## BEGIN DATASET EXCERPTS

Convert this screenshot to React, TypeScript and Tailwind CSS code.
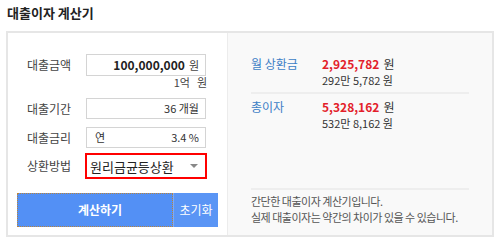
import React from 'react'

const font = { fontFamily: '"Noto Sans CJK KR", "Noto Sans", sans-serif' }

export default function App() {
  return (
    <div className="w-[500px] h-[242px] bg-white text-[#333]" style={font}>
      {/* Title */}
      <div className="h-[31px] pl-[7px] pt-[4px] text-[13px] font-bold leading-[18px] text-[#222]">
        대출이자 계산기
      </div>

      <div className="ml-[6px] w-[488px] h-[206px] border-2 border-[#e6e6e6] flex">
        {/* Left: inputs */}
        <div className="w-[220px] border-r border-[#ececec] bg-white pt-[21px] pl-[9px] text-[12px]">
          <div className="flex items-center h-[22px]">
            <span className="w-[69px] pl-[10px] text-[#444]">대출금액</span>
            <div className="w-[120px] h-[22px] border border-[#d4d4d4] flex items-center justify-end pr-[6px] leading-none">
              <span className="font-bold text-[#222] text-[12px]">100,000,000</span>
              <span className="ml-[4px] text-[#444] text-[11px]">원</span>
            </div>
          </div>
          <div className="h-[22px] flex items-start justify-end w-[190px] text-[11px] text-[#444] leading-[12px]">
            1억 <span className="ml-[7px]">원</span>
          </div>

          <div className="flex items-center h-[21px]">
            <span className="w-[69px] pl-[10px] text-[#444]">대출기간</span>
            <div className="w-[120px] h-[21px] border border-[#d4d4d4] flex items-center justify-end pr-[6px] leading-none text-[11px] text-[#333]">
              36 개월
            </div>
          </div>

          <div className="flex items-center h-[21px] mt-[8px]">
            <span className="w-[69px] pl-[10px] text-[#444]">대출금리</span>
            <div className="w-[120px] h-[21px] border border-[#d4d4d4] flex items-center justify-between pl-[8px] pr-[6px] leading-none text-[11px] text-[#333]">
              <span>연</span>
              <span>3.4 %</span>
            </div>
          </div>

          <div className="flex items-center h-[26px] mt-[5px]">
            <span className="w-[68px] pl-[10px] text-[#444]">상환방법</span>
            <div className="w-[122px] h-[26px] border-2 border-[#ff0000] flex items-center justify-between pl-[3px] pr-[7px] leading-none">
              <span className="text-[13px] text-[#222]">원리금균등상환</span>
              <span className="w-0 h-0 border-l-[4px] border-r-[4px] border-t-[4px] border-l-transparent border-r-transparent border-t-[#888]" />
            </div>
          </div>

          <div className="flex mt-[14px] h-[34px] w-[201px]">
            <button className="w-[156px] h-full bg-[#5390f5] border border-dotted border-[#b9843c] pl-[10px] text-white text-[12px] font-bold leading-none">
              계산하기
            </button>
            <button className="flex-1 h-full bg-[#5a95f5] border-l border-[#7eabf7] text-white text-[12px] leading-none">
              초기화
            </button>
          </div>
        </div>

        {/* Right: results */}
        <div className="flex-1 bg-[#f9f9f9] px-[23px] pt-[22px] text-[12px] flex flex-col">
          <div className="flex">
            <span className="w-[71px] text-[#3c7ec6] leading-[17px]">월 상환금</span>
            <div className="flex flex-col">
              <div className="leading-[17px]">
                <span className="text-[#e31e2b] font-bold text-[12px]">2,925,782</span>
                <span className="ml-[4px] text-[#333]">원</span>
              </div>
              <div className="leading-[17px] text-[11px] text-[#333]">292만 5,782 원</div>
            </div>
          </div>

          <div className="h-[2px] bg-[#eeeeee] mt-[3px] mb-[4px]" />

          <div className="flex">
            <span className="w-[71px] text-[#3c7ec6] leading-[17px]">총이자</span>
            <div className="flex flex-col">
              <div className="leading-[17px]">
                <span className="text-[#e31e2b] font-bold text-[12px]">5,328,162</span>
                <span className="ml-[4px] text-[#333]">원</span>
              </div>
              <div className="leading-[17px] text-[11px] text-[#333]">532만 8,162 원</div>
            </div>
          </div>

          <div className="h-[2px] bg-[#eeeeee] mt-[56px]" />
          <div className="pt-[3px] text-[11px] text-[#555] leading-[16px] whitespace-nowrap tracking-[-0.5px]">
            <div>간단한 대출이자 계산기입니다.</div>
            <div>실제 대출이자는 약간의 차이가 있을 수 있습니다.</div>
          </div>
        </div>
      </div>
    </div>
  )
}
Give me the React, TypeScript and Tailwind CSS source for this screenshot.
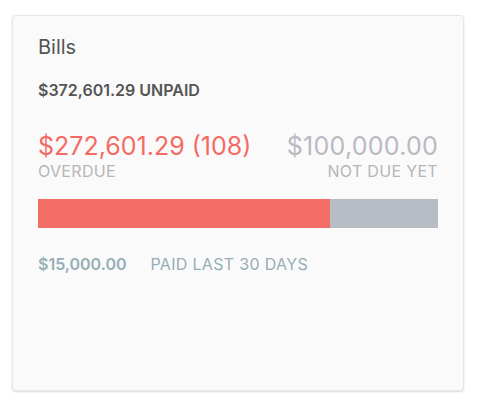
export default function App() {
  return (
    <div className="w-[478px] h-[401px] bg-white pt-[15px] pl-[12px] font-['Inter',sans-serif]">
      <div className="w-[452px] h-[376px] rounded-[4px] border border-[#e6e7ea] bg-[#fafafa] shadow-[0_1px_2px_rgba(0,0,0,0.15)] px-[25px] pt-[19px]">
        <h2 className="text-[20px] leading-[24px] text-[#555]">Bills</h2>
        <p className="mt-[21px] text-[16px] leading-[20px] font-semibold text-[#555]">$372,601.29 UNPAID</p>

        <div className="mt-[30px] flex justify-between items-start">
          <div>
            <div className="text-[25px] leading-[32px] text-[#f46b64]">$272,601.29 (108)</div>
            <div className="text-[16px] leading-[18px] tracking-[0.02em] text-[#b6b6b6]">OVERDUE</div>
          </div>
          <div className="text-right">
            <div className="text-[25px] leading-[32px] tracking-[0.01em] text-[#b7bac0]">$100,000.00</div>
            <div className="text-[16px] leading-[18px] tracking-[0.02em] text-[#b6b6b6]">NOT DUE YET</div>
          </div>
        </div>

        <div className="mt-[19px] flex h-[29px]">
          <div className="w-[292px] bg-[#f46e68]" />
          <div className="flex-1 bg-[#b8bdc5]" />
        </div>

        <div className="mt-[26px] flex gap-[24px] text-[16px] leading-[20px] text-[#96aeb7]">
          <span className="font-semibold">$15,000.00</span>
          <span className="tracking-[0.02em]">PAID LAST 30 DAYS</span>
        </div>
      </div>
    </div>
  )
}
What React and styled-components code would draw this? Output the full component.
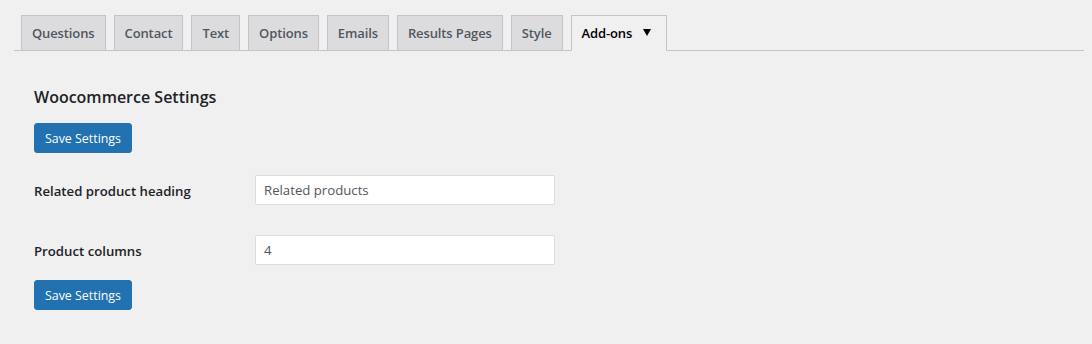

## END DATASET EXCERPTS

> **GIVEN PROBLEM**:
Return all the entries word for word, but omit any pictures they contain.

> **SOLVED EXERCISE**:
Convert this screenshot to React, TypeScript and Tailwind CSS code.
import React from 'react'

const font = { fontFamily: '"Noto Sans CJK KR", "Noto Sans", sans-serif' }

export default function App() {
  return (
    <div className="w-[500px] h-[242px] bg-white text-[#333]" style={font}>
      {/* Title */}
      <div className="h-[31px] pl-[7px] pt-[4px] text-[13px] font-bold leading-[18px] text-[#222]">
        대출이자 계산기
      </div>

      <div className="ml-[6px] w-[488px] h-[206px] border-2 border-[#e6e6e6] flex">
        {/* Left: inputs */}
        <div className="w-[220px] border-r border-[#ececec] bg-white pt-[21px] pl-[9px] text-[12px]">
          <div className="flex items-center h-[22px]">
            <span className="w-[69px] pl-[10px] text-[#444]">대출금액</span>
            <div className="w-[120px] h-[22px] border border-[#d4d4d4] flex items-center justify-end pr-[6px] leading-none">
              <span className="font-bold text-[#222] text-[12px]">100,000,000</span>
              <span className="ml-[4px] text-[#444] text-[11px]">원</span>
            </div>
          </div>
          <div className="h-[22px] flex items-start justify-end w-[190px] text-[11px] text-[#444] leading-[12px]">
            1억 <span className="ml-[7px]">원</span>
          </div>

          <div className="flex items-center h-[21px]">
            <span className="w-[69px] pl-[10px] text-[#444]">대출기간</span>
            <div className="w-[120px] h-[21px] border border-[#d4d4d4] flex items-center justify-end pr-[6px] leading-none text-[11px] text-[#333]">
              36 개월
            </div>
          </div>

          <div className="flex items-center h-[21px] mt-[8px]">
            <span className="w-[69px] pl-[10px] text-[#444]">대출금리</span>
            <div className="w-[120px] h-[21px] border border-[#d4d4d4] flex items-center justify-between pl-[8px] pr-[6px] leading-none text-[11px] text-[#333]">
              <span>연</span>
              <span>3.4 %</span>
            </div>
          </div>

          <div className="flex items-center h-[26px] mt-[5px]">
            <span className="w-[68px] pl-[10px] text-[#444]">상환방법</span>
            <div className="w-[122px] h-[26px] border-2 border-[#ff0000] flex items-center justify-between pl-[3px] pr-[7px] leading-none">
              <span className="text-[13px] text-[#222]">원리금균등상환</span>
              <span className="w-0 h-0 border-l-[4px] border-r-[4px] border-t-[4px] border-l-transparent border-r-transparent border-t-[#888]" />
            </div>
          </div>

          <div className="flex mt-[14px] h-[34px] w-[201px]">
            <button className="w-[156px] h-full bg-[#5390f5] border border-dotted border-[#b9843c] pl-[10px] text-white text-[12px] font-bold leading-none">
              계산하기
            </button>
            <button className="flex-1 h-full bg-[#5a95f5] border-l border-[#7eabf7] text-white text-[12px] leading-none">
              초기화
            </button>
          </div>
        </div>

        {/* Right: results */}
        <div className="flex-1 bg-[#f9f9f9] px-[23px] pt-[22px] text-[12px] flex flex-col">
          <div className="flex">
            <span className="w-[71px] text-[#3c7ec6] leading-[17px]">월 상환금</span>
            <div className="flex flex-col">
              <div className="leading-[17px]">
                <span className="text-[#e31e2b] font-bold text-[12px]">2,925,782</span>
                <span className="ml-[4px] text-[#333]">원</span>
              </div>
              <div className="leading-[17px] text-[11px] text-[#333]">292만 5,782 원</div>
            </div>
          </div>

          <div className="h-[2px] bg-[#eeeeee] mt-[3px] mb-[4px]" />

          <div className="flex">
            <span className="w-[71px] text-[#3c7ec6] leading-[17px]">총이자</span>
            <div className="flex flex-col">
              <div className="leading-[17px]">
                <span className="text-[#e31e2b] font-bold text-[12px]">5,328,162</span>
                <span className="ml-[4px] text-[#333]">원</span>
              </div>
              <div className="leading-[17px] text-[11px] text-[#333]">532만 8,162 원</div>
            </div>
          </div>

          <div className="h-[2px] bg-[#eeeeee] mt-[56px]" />
          <div className="pt-[3px] text-[11px] text-[#555] leading-[16px] whitespace-nowrap tracking-[-0.5px]">
            <div>간단한 대출이자 계산기입니다.</div>
            <div>실제 대출이자는 약간의 차이가 있을 수 있습니다.</div>
          </div>
        </div>
      </div>
    </div>
  )
}
Give me the React, TypeScript and Tailwind CSS source for this screenshot.
export default function App() {
  return (
    <div className="w-[478px] h-[401px] bg-white pt-[15px] pl-[12px] font-['Inter',sans-serif]">
      <div className="w-[452px] h-[376px] rounded-[4px] border border-[#e6e7ea] bg-[#fafafa] shadow-[0_1px_2px_rgba(0,0,0,0.15)] px-[25px] pt-[19px]">
        <h2 className="text-[20px] leading-[24px] text-[#555]">Bills</h2>
        <p className="mt-[21px] text-[16px] leading-[20px] font-semibold text-[#555]">$372,601.29 UNPAID</p>

        <div className="mt-[30px] flex justify-between items-start">
          <div>
            <div className="text-[25px] leading-[32px] text-[#f46b64]">$272,601.29 (108)</div>
            <div className="text-[16px] leading-[18px] tracking-[0.02em] text-[#b6b6b6]">OVERDUE</div>
          </div>
          <div className="text-right">
            <div className="text-[25px] leading-[32px] tracking-[0.01em] text-[#b7bac0]">$100,000.00</div>
            <div className="text-[16px] leading-[18px] tracking-[0.02em] text-[#b6b6b6]">NOT DUE YET</div>
          </div>
        </div>

        <div className="mt-[19px] flex h-[29px]">
          <div className="w-[292px] bg-[#f46e68]" />
          <div className="flex-1 bg-[#b8bdc5]" />
        </div>

        <div className="mt-[26px] flex gap-[24px] text-[16px] leading-[20px] text-[#96aeb7]">
          <span className="font-semibold">$15,000.00</span>
          <span className="tracking-[0.02em]">PAID LAST 30 DAYS</span>
        </div>
      </div>
    </div>
  )
}
What React and styled-components code would draw this? Output the full component.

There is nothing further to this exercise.